Another question is should we do feature development on top of https://github.com/OpenAPITools/openapi-generator (e.g have RFC and contribute) or we want to have it and develop new/similar in opensearch-build.
I personally don't have a preference. You could write a brand new converter in https://github.com/opensearch-project/opensearch-api-specification, we already parse the spec and do a lot of things to it.
Thanks @amberzsy!
proto3 remove the optional/required, we need to figure out how to check if field/property is set
Your suggestion of using optional makes sense to me.
Gaps between https://opensearch.org/docs/latest/api-reference/search/ and https://github.com/andrross/opensearch-api-specification/tree/main.
Ultimately the code in this repository that implements the API is the source of truth. If the documentation and the api spec do not agree, then whatever is actually implemented is correct. The goal is to make the api spec match what is actually implemented (this is an ongoing manual process to build it out), then add tests that verify and enforce the actual API matches the spec. The documentation is built out in separate manual process as well so its not surprising that there are subtle differences. The goal is to also be able to generate the API documentation from the specification as well, but we're not there yet.
We need to have criteria on muti-types as below.
A custom message type (MultiTypeValue) wrapping a oneof construct like you showed makes sense to me.

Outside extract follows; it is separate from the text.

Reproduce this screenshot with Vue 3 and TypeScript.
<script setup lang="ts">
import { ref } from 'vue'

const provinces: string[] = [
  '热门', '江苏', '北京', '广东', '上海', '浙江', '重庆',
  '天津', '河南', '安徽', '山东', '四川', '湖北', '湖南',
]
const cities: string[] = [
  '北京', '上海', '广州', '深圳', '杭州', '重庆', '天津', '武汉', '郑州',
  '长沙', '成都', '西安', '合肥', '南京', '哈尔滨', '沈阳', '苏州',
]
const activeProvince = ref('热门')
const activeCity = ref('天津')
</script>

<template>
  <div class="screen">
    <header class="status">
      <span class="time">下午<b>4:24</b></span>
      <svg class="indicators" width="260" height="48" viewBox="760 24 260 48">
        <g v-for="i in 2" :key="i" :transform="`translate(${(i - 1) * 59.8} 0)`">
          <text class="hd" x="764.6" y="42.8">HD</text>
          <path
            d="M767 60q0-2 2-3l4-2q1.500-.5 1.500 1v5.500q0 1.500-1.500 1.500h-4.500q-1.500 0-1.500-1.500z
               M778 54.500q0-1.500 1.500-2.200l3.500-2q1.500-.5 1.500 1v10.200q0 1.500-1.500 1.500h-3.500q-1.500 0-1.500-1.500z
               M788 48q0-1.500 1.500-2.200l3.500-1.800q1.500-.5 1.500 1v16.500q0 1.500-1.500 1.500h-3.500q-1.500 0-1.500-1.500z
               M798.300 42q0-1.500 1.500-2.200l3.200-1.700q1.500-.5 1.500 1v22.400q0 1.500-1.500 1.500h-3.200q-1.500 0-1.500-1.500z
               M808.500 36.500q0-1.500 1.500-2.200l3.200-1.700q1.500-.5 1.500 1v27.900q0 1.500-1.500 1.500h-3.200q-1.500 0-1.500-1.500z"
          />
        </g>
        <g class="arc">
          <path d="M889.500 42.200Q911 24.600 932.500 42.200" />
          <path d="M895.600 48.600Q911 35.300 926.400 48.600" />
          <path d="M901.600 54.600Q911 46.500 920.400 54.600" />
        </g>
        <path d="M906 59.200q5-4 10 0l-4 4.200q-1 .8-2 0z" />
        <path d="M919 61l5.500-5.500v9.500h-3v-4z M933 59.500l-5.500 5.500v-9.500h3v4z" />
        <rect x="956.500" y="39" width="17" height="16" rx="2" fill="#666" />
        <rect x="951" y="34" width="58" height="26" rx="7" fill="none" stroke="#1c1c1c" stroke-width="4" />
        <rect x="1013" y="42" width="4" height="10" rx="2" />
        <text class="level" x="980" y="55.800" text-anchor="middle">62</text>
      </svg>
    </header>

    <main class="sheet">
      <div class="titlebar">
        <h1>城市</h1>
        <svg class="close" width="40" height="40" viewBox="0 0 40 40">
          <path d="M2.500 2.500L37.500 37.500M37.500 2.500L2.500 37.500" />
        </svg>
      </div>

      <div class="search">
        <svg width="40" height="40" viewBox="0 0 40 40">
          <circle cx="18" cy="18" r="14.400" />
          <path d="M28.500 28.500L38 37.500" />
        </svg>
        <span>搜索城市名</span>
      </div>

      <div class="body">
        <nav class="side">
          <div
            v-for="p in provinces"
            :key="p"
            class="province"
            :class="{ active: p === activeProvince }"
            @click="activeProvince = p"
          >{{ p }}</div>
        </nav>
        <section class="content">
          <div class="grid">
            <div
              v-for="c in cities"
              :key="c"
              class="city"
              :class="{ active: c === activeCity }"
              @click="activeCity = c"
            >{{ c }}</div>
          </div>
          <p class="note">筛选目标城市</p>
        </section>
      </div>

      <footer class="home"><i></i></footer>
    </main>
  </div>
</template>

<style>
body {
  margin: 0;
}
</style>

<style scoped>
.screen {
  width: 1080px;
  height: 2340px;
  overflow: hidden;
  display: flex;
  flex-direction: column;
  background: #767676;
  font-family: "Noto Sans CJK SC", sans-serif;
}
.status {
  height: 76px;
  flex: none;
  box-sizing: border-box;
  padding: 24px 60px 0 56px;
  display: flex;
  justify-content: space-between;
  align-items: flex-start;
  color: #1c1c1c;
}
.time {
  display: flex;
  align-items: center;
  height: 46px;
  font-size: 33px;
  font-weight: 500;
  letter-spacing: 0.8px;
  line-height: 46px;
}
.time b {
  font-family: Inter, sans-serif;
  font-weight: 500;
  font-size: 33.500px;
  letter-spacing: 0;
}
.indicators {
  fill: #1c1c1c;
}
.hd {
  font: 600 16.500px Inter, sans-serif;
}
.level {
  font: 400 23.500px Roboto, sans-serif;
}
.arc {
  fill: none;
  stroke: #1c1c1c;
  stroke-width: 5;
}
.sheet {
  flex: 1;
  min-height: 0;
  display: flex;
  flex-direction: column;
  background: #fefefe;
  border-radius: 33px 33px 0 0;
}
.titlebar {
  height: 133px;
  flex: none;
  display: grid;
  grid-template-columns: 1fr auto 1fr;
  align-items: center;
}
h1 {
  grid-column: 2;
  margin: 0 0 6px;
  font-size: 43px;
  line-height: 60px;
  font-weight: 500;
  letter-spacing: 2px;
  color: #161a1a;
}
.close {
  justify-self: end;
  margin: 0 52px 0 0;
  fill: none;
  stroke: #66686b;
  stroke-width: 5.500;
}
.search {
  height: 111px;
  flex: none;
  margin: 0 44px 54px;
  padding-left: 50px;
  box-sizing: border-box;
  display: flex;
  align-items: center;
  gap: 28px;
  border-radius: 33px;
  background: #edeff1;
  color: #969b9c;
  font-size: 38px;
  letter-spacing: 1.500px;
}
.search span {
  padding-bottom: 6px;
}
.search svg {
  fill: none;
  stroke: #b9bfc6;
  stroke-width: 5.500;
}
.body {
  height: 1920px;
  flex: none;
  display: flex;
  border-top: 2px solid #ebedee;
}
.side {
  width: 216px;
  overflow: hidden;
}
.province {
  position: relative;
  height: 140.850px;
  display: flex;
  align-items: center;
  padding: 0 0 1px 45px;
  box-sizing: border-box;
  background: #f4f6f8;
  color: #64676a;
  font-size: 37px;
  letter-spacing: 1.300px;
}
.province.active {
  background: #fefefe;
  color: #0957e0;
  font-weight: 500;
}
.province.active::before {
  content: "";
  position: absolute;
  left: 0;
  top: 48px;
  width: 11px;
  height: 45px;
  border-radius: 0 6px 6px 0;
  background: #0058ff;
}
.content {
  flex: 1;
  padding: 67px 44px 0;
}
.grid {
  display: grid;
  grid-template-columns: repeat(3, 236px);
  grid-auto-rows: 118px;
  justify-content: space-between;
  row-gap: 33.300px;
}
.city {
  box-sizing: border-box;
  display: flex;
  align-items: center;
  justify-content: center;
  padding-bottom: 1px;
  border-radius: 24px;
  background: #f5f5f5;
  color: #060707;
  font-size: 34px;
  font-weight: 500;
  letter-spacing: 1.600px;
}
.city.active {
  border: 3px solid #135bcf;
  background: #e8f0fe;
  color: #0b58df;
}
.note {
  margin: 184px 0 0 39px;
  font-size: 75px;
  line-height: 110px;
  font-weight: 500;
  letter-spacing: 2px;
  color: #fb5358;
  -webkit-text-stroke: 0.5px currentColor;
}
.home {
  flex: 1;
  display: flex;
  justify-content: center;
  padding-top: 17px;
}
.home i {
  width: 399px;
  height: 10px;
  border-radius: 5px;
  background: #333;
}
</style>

there are many places defined with oneOf Object and Array of Object.
This seems like a quirk of JSON? Like "field": "value" and "field": ["value"] are different JSON but both just represent a single value. I'm guessing we do this so that the brackets are not always required in JSON when sending a single value. It seems like we could flatten this to a single repeated field in protobuf, or else do a oneof wrapping a single value and a repeated value. I don't have a strong opinion here. We should probably pick the simplest approach.
sounds good. i'll update the pr for more grpc poc purpose (instead of proto defs) and we can have separate discussion for the proto/specs etc. I'll provide a doc with list of gaps and plans which will need opinion from you for clarification/alignment by end of tmr.

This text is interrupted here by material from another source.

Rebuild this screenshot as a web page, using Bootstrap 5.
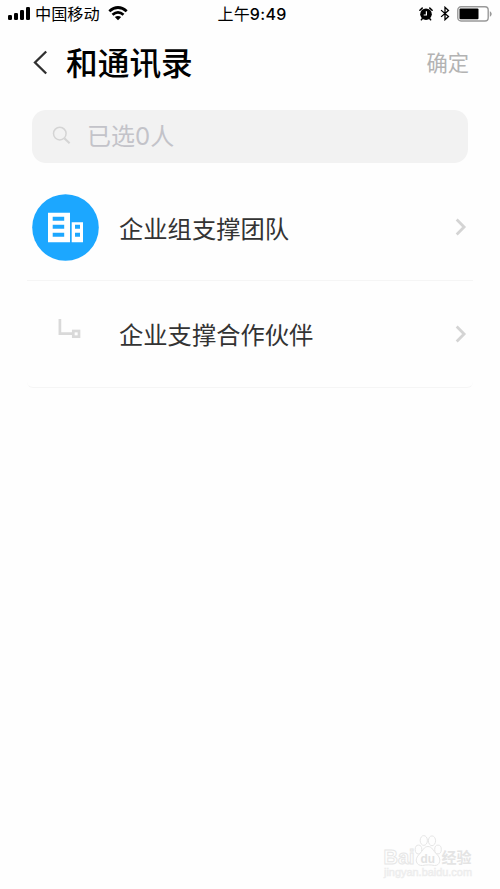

2. Gaps between https://opensearch.org/docs/latest/api-reference/search/ and https://github.com/andrross/opensearch-api-specification/tree/main.
The doc is incorrect/is missing information. We have https://github.com/opensearch-project/documentation-website/issues/7700 that we plan to take on soon.

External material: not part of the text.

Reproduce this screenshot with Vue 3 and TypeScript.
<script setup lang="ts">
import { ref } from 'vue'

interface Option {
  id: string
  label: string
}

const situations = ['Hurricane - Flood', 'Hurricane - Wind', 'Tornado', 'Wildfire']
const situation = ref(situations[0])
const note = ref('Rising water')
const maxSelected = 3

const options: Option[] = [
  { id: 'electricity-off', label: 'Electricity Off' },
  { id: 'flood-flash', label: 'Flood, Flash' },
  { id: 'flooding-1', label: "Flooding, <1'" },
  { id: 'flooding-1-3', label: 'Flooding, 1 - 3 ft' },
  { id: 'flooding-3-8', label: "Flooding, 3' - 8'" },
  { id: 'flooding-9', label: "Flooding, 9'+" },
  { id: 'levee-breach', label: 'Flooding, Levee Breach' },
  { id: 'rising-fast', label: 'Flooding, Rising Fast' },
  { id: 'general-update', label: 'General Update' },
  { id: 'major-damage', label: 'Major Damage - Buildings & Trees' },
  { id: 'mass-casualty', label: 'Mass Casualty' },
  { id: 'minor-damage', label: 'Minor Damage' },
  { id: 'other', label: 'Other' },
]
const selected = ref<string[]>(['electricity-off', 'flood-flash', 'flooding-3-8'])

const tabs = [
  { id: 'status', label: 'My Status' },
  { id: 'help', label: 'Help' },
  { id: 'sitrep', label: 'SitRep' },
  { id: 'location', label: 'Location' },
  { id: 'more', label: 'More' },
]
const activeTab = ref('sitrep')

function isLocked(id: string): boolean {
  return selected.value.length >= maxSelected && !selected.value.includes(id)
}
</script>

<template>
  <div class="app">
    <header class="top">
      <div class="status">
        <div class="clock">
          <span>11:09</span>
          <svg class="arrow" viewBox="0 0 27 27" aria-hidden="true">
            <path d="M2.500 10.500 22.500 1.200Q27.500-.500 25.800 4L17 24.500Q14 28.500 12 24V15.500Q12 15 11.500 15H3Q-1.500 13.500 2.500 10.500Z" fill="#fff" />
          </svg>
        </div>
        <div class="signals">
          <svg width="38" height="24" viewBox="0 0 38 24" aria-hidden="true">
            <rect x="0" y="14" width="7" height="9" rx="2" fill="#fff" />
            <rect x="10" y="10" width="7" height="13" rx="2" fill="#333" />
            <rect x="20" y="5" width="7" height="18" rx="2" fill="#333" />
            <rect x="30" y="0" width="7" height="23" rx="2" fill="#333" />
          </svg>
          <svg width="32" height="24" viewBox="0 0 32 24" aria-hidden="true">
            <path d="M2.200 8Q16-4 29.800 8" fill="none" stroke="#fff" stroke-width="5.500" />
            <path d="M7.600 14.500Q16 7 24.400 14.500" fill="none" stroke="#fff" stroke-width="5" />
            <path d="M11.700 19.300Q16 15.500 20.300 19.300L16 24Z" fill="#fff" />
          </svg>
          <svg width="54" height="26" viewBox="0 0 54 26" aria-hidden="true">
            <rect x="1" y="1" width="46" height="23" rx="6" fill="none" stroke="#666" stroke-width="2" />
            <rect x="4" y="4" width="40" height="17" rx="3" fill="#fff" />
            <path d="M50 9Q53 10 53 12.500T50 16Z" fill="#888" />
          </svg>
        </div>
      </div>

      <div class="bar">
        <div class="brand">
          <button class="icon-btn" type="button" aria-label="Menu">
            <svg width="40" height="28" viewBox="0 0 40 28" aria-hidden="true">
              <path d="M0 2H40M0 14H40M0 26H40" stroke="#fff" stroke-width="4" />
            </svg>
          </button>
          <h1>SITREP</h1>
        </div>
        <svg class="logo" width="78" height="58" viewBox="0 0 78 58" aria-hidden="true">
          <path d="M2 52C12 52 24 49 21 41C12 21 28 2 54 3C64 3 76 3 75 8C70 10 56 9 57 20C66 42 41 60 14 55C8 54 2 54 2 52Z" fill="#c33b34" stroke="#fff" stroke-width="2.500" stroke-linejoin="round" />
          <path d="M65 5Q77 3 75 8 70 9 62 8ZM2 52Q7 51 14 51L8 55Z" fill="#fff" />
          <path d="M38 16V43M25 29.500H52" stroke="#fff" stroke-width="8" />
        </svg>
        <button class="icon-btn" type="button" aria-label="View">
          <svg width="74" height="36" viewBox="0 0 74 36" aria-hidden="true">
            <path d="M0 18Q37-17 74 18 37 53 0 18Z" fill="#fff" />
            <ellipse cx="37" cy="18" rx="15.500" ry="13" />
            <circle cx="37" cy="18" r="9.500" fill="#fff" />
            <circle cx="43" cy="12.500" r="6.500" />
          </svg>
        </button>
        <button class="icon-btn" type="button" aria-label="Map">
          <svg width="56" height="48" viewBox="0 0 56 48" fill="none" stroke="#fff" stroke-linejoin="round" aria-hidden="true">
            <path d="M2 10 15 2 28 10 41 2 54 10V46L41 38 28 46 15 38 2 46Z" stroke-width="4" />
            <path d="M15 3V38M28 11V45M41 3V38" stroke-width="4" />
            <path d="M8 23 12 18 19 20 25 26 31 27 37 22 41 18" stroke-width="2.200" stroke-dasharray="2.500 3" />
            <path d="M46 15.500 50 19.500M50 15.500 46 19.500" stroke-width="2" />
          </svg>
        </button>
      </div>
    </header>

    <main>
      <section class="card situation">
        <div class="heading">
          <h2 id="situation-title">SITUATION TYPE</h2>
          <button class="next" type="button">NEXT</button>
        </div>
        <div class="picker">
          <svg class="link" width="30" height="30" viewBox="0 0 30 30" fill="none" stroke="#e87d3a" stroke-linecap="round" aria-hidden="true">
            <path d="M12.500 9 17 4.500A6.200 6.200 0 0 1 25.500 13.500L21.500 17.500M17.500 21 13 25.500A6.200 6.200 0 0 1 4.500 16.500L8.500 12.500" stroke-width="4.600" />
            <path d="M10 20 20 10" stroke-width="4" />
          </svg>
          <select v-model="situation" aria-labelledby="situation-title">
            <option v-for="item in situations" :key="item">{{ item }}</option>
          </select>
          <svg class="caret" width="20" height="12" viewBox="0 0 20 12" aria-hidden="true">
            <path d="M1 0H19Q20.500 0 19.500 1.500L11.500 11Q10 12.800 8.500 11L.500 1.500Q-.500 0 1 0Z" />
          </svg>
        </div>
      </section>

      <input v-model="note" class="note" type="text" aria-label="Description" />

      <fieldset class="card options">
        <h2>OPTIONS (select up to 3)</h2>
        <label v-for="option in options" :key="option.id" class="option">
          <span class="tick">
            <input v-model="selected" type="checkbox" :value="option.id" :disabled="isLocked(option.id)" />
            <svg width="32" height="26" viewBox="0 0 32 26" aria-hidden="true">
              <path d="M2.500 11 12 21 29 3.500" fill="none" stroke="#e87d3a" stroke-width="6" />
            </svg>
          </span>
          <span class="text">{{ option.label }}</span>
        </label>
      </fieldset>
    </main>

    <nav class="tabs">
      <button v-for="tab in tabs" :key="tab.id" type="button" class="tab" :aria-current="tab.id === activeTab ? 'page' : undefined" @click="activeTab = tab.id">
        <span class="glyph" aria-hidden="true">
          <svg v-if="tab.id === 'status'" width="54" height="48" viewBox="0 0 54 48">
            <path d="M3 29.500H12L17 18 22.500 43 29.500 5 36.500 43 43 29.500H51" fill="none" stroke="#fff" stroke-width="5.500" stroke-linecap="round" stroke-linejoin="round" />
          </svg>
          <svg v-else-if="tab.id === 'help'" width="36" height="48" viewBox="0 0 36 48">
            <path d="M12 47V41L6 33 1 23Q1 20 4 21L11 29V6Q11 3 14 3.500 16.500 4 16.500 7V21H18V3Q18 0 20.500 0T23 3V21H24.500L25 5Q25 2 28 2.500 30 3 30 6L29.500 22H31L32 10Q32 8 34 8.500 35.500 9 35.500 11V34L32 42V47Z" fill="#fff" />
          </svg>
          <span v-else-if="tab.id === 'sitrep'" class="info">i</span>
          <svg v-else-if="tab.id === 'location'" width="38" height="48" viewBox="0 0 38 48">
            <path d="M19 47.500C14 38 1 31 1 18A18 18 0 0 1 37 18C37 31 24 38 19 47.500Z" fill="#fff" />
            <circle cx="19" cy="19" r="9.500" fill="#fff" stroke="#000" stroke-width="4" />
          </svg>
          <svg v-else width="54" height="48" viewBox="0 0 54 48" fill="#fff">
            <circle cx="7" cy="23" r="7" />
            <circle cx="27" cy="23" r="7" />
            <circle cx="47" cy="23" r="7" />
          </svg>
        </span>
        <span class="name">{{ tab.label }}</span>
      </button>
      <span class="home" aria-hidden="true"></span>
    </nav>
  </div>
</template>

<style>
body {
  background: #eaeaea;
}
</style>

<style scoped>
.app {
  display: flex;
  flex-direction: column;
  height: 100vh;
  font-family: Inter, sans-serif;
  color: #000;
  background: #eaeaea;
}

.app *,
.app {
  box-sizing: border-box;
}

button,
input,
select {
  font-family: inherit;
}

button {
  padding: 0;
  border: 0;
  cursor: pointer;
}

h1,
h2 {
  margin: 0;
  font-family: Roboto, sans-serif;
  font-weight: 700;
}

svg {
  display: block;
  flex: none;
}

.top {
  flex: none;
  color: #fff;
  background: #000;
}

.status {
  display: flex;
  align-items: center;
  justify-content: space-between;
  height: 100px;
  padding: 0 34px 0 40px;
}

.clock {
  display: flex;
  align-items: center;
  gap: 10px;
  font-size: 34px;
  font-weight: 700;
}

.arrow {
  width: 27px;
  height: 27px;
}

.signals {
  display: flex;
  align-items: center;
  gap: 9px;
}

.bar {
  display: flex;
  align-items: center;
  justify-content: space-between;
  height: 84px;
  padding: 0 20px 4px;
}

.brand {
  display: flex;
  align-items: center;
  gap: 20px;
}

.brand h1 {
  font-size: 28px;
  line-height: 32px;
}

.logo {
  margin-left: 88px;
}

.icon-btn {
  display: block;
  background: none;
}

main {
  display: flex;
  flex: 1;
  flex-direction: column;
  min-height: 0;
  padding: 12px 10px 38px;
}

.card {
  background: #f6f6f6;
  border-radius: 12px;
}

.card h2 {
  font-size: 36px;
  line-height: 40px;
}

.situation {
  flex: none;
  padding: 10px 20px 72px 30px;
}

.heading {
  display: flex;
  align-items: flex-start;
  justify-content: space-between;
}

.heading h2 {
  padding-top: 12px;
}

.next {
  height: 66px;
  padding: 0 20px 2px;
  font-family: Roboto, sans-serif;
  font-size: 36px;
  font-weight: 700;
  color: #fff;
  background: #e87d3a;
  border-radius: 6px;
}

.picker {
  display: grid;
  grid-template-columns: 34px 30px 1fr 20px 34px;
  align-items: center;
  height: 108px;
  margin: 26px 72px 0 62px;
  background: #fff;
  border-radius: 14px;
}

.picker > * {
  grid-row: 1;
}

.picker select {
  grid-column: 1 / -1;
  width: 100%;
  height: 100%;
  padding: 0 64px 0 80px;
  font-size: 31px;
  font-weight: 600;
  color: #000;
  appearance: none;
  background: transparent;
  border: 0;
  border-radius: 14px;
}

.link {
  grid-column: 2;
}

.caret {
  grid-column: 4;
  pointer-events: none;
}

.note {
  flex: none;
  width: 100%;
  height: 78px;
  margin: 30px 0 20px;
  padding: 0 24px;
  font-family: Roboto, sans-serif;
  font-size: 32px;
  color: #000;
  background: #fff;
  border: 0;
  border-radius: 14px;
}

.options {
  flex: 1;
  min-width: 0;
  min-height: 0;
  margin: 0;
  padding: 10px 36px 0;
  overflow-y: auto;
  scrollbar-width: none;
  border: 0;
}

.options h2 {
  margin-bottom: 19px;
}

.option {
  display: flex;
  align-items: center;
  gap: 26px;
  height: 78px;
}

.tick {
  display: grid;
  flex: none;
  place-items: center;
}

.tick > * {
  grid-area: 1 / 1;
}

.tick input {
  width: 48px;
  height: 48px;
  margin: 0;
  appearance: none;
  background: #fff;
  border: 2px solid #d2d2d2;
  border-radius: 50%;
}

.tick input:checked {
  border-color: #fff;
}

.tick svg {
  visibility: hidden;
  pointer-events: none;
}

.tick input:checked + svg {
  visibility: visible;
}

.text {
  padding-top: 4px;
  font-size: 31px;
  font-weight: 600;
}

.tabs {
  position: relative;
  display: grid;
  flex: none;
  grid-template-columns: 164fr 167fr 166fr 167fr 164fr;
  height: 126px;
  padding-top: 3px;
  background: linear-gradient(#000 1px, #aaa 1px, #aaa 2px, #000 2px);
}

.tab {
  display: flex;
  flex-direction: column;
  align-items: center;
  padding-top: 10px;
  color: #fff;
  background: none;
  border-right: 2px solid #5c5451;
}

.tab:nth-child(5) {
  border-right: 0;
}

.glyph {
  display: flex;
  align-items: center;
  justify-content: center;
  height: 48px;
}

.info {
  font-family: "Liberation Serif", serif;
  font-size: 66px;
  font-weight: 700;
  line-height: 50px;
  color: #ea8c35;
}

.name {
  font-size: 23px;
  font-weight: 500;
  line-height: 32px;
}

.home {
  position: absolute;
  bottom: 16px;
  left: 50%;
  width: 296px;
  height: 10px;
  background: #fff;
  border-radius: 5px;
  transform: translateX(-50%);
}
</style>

a. Numeric type: number defined in specs but Integer in public docs. we might need to further specify numeric in api-specs / protobuf
If the spec needs changes, please contribute/open issues in https://github.com/opensearch-project/opensearch-api-specification.
b. Request body has bunch of new properties but not mentioned in https://opensearch.org/docs/latest/api-reference/search/.
See above.
This seems like a quirk of JSON? Like "field": "value" and "field": ["value"] are different JSON but both just represent a single value. I'm guessing we do this so that the brackets are not always required in JSON when sending a single value. It seems like we could flatten this to a single repeated field in protobuf, or else do a oneof wrapping a single value and a repeated value. I don't have a strong opinion here. We should probably pick the simplest approach.
probably go with single repeated field.
This PR is stalled because it has been open for 30 days with no activity.